One: The message had been transmitted by someone else in Erica’s network, but on Calvert’s set—and had left off the security code.

Two: Calvert was on the run and operating in difficult circumstances, which changed her fist, and she didn’t have time for the security code.

Then, three: Calvert had been captured. She was operating under German control and so had deliberately omitted the security code to alert SOE she’d been compromised.

And there was four—the worst-case scenario: Calvert was dead and the Germans were using her radio and codes with impunity.

When Maggie went to the overflowing file cabinet and looked up Calvert’s former messages, she found not only that Calvert had sent more than a dozen near-perfect ones since arriving in France, but also that she’d never forgotten her security check before. Not once. Damn, Maggie swore. What’s going on over there, Agent Calvert? Tout va bien?

There was the click of heels on the scratched parquet floor, and then a woman’s sweet, breathy voice inflected with a Welsh accent. “Excuse me? Miss Hope?”

Maggie slipped Calvert’s message into a manila folder, then looked up, into the eyes of a petite, curly-haired brunette named Bronwyn Parry, kitted out in an ATS uniform. A gap between her two front teeth and a sprinkling of freckles across her nose only added to her charm. Bronwyn had been one of Maggie’s best students at the SOE paramilitary training camp, near the town of Arisaig on the western coast of Scotland; she’d excelled at jujitsu, Fairbairn-Sykes knife fighting, and detonating explosives. Maggie had always liked Brynn.

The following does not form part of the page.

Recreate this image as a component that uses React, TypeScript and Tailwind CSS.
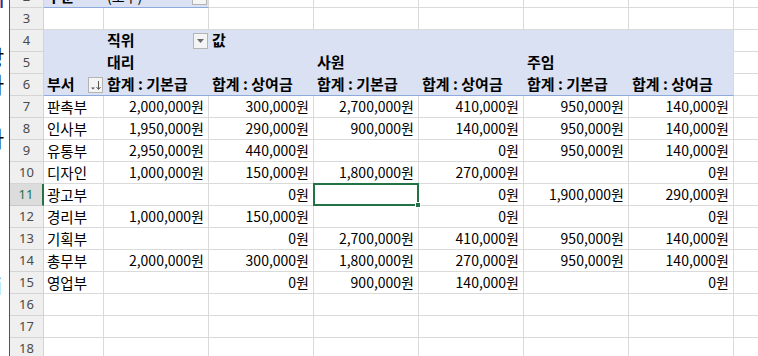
import React from "react";

const FONT = { fontFamily: '"Noto Sans CJK KR", "Noto Sans", sans-serif' };

const dataRows: string[][] = [
  ["판촉부", "2,000,000원", "300,000원", "2,700,000원", "410,000원", "950,000원", "140,000원"],
  ["인사부", "1,950,000원", "290,000원", "900,000원", "140,000원", "950,000원", "140,000원"],
  ["유통부", "2,950,000원", "440,000원", "", "0원", "950,000원", "140,000원"],
  ["디자인", "1,000,000원", "150,000원", "1,800,000원", "270,000원", "", "0원"],
  ["광고부", "", "0원", "", "0원", "1,900,000원", "290,000원"],
  ["경리부", "1,000,000원", "150,000원", "", "0원", "", "0원"],
  ["기획부", "", "0원", "2,700,000원", "410,000원", "950,000원", "140,000원"],
  ["총무부", "2,000,000원", "300,000원", "1,800,000원", "270,000원", "950,000원", "140,000원"],
  ["영업부", "", "0원", "900,000원", "140,000원", "", "0원"],
];

const colW = ["w-[60px]", "w-[105px]", "w-[105px]", "w-[105px]", "w-[105px]", "w-[105px]", "w-[105px]"];

function RowHead({ n, active }: { n: number; active?: boolean }) {
  return (
    <div
      className={`w-[34px] shrink-0 h-full flex items-center justify-center border-b text-[13px] ${
        active
          ? "bg-[#dcdcdc] text-[#217346] border-r-2 border-r-[#217346] border-b-[#c8c8c8]"
          : "bg-[#efefef] text-[#4a4a4a] border-r border-[#d4d4d4]"
      }`}
      style={{ fontFamily: '"Noto Sans", "Open Sans", sans-serif' }}
    >
      {n}
    </div>
  );
}

function DropBox() {
  return (
    <span className="w-[15px] h-[16px] border border-[#b4b4b4] bg-[#f4f4f4] flex items-center justify-center shrink-0">
      <svg width="7" height="4" viewBox="0 0 7 4">
        <path d="M0 0H7L3.5 4Z" fill="#6a6a6a" />
      </svg>
    </span>
  );
}

function SortBox() {
  return (
    <span className="w-[15px] h-[16px] border border-[#b4b4b4] bg-[#f4f4f4] flex items-center justify-center shrink-0">
      <svg width="13" height="14" viewBox="0 0 13 14">
        <path d="M2 9.5H6L4 11.5Z" fill="#555" />
        <path d="M9.5 3V11" stroke="#555" strokeWidth="1" />
        <path d="M7.5 9L9.5 11.5L11.5 9" stroke="#555" strokeWidth="1" fill="none" />
      </svg>
    </span>
  );
}

function PivotRow({ n, cells }: { n: number; cells: React.ReactNode[] }) {
  const last = n === 6;
  return (
    <div className="flex h-[22px] shrink-0">
      <RowHead n={n} />
      {cells.map((c, i) => (
        <div
          key={i}
          className={`${colW[i]} shrink-0 h-full bg-[#d9e1f2] border-b pl-[3px] pr-[1px] flex items-center font-bold text-[15px] text-black whitespace-nowrap overflow-hidden ${
            last ? "border-[#8ea9db]" : "border-[#d9e1f2]"
          } ${i === 6 ? "border-r border-r-[#d9d9d9]" : ""}`}
        >
          {c}
        </div>
      ))}
      <div className="flex-1 h-full border-b border-[#dadada]" />
    </div>
  );
}

export default function App() {
  return (
    <div className="w-[758px] h-[356px] overflow-hidden bg-white flex" style={FONT}>
      {/* edge of the window behind */}
      <div className="w-[9px] shrink-0 h-full overflow-hidden bg-white flex flex-col text-[22px] leading-none">
        <span className="-ml-[9px] -mt-[13px] h-[58px] text-[#3a2a8a]">n</span>
        <span className="-ml-[16px] h-[27px] text-black">상</span>
        <span className="-ml-[16px] h-[54px] text-black">나</span>
        <span className="-ml-[16px] h-[148px] text-black">나</span>
        <span className="-ml-[5px] font-bold text-[#3a2a8a]">i</span>
      </div>
      <div className="w-px shrink-0 bg-[#217346]" />

      <div className="flex-1 flex flex-col -mt-[14px] text-[14px] text-black">
        {/* row 2: report filter */}
        <div className="flex h-[22px] shrink-0">
          <RowHead n={2} />
          <div className="w-[60px] shrink-0 h-full bg-[#d9e1f2] border-b border-[#8ea9db] pl-[3px] flex items-center font-bold text-[15px]">
            구분
          </div>
          <div className="w-[105px] shrink-0 h-full bg-[#d9e1f2] border-b border-r border-b-[#8ea9db] border-r-[#d9d9d9] pl-[3px] pr-[1px] flex items-center justify-between">
            <span>(모두)</span>
            <DropBox />
          </div>
          {[0, 1, 2, 3, 4].map((i) => (
            <div key={i} className="w-[105px] shrink-0 h-full border-r border-b border-[#dadada]" />
          ))}
          <div className="flex-1 h-full border-b border-[#dadada]" />
        </div>

        {/* row 3 */}
        <div className="flex h-[22px] shrink-0">
          <RowHead n={3} />
          {colW.map((w, i) => (
            <div key={i} className={`${w} shrink-0 h-full border-r border-b border-[#dadada]`} />
          ))}
          <div className="flex-1 h-full border-b border-[#dadada]" />
        </div>

        <PivotRow
          n={4}
          cells={[
            "",
            <div className="flex-1 flex items-center justify-between">
              <span>직위</span>
              <DropBox />
            </div>,
            "값",
            "",
            "",
            "",
            "",
          ]}
        />
        <PivotRow n={5} cells={["", "대리", "", "사원", "", "주임", ""]} />
        <PivotRow
          n={6}
          cells={[
            <div className="flex-1 flex items-center justify-between">
              <span>부서</span>
              <SortBox />
            </div>,
            "합계 : 기본급",
            "합계 : 상여금",
            "합계 : 기본급",
            "합계 : 상여금",
            "합계 : 기본급",
            "합계 : 상여금",
          ]}
        />

        {dataRows.map((r, ri) => {
          const n = ri + 7;
          return (
            <div key={n} className="flex h-[22px] shrink-0">
              <RowHead n={n} active={n === 11} />
              {r.map((v, i) => (
                <div
                  key={i}
                  className={`${colW[i]} shrink-0 h-full border-r border-b border-[#dadada] flex items-center whitespace-nowrap ${
                    i === 0 ? "pl-[3px] text-[14.5px]" : "justify-end pr-[4px]"
                  } ${n === 11 && i === 3 ? "relative" : ""}`}
                >
                  {v}
                  {n === 11 && i === 3 && (
                    <>
                      <span className="absolute -left-px -top-px -right-px -bottom-px border-2 border-[#217346]" />
                      <span className="absolute -right-[3px] -bottom-[3px] w-[6px] h-[6px] bg-[#217346] border border-white" />
                    </>
                  )}
                </div>
              ))}
              <div className="flex-1 h-full border-b border-[#dadada]" />
            </div>
          );
        })}

        {[16, 17, 18].map((n) => (
          <div key={n} className="flex h-[22px] shrink-0">
            <RowHead n={n} />
            {colW.map((w, i) => (
              <div key={i} className={`${w} shrink-0 h-full border-r border-b border-[#dadada]`} />
            ))}
            <div className="flex-1 h-full border-b border-[#dadada]" />
          </div>
        ))}
      </div>
    </div>
  );
}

“Just Maggie is fine now. How did the interview go?” Bronwyn had finished interviewing with Miss Lynd, one of the final hurdles before being sent to Beaulieu, the “Finishing School” for all SOE agents.



“It went well,” the young woman replied in her broad Cardiff accent, “but I don’t have a place to stay in London.” Her usually open face was troubled. “All these posh girls can book a room at Claridge’s or stay at Daddy’s pied-à-terre.” She rolled her eyes. “Meanwhile, the rest of us have to scrum for a place….”

Maggie nodded. She knew firsthand how SOE was a curious cross section of social class and privilege.

Brynn shrugged. “And Miss Lynd insists I come in again tomorrow—for yet another interview.”

“I wish I could help you, Brynn,” Maggie offered with sincerity. “I’d ask you to stay with me, but my own flat was smashed in a raid—I’m bunking with friends myself.”

Brynn opened her handbag and pulled out a Woodbine cigarette and enamel lighter. She stuck the cigarette between her lips, lit it, and inhaled. “What should I do, sleep on a bench in Regent’s Park?” She puffed out a series of blue smoke rings.

“Well, that option might prove a bit nippy. Alas, SOE doesn’t provide temporary lodging—but here’s a place to try.” Maggie rummaged through the left-hand desk drawer, through an old bottle of clear nail polish for stocking runs, two rationed sugar cubes saved in an envelope, and a battered box of paper clips, until she found a business card: THE CASTLE HOTEL FOR WOMEN: Temporary Lodging for Ladies and the address in heavy black ink.

She handed it to Brynn. “You can call from here to see if there are any vacancies for tonight. Miss Lynd tells me a number of SOE interviewees have stayed there. Here, use this phone,” she said, pushing a green one toward the Welsh girl.

As Brynn came around the desk, they both heard a bellow. “Meggie!” a gruff male voice boomed from behind a thick wooden office door. “Meggie!”



Maggie sighed, then picked up Calvert’s file and rose. She walked the strip of threadbare carpet through the dim passageway, then pushed at the half-closed office door.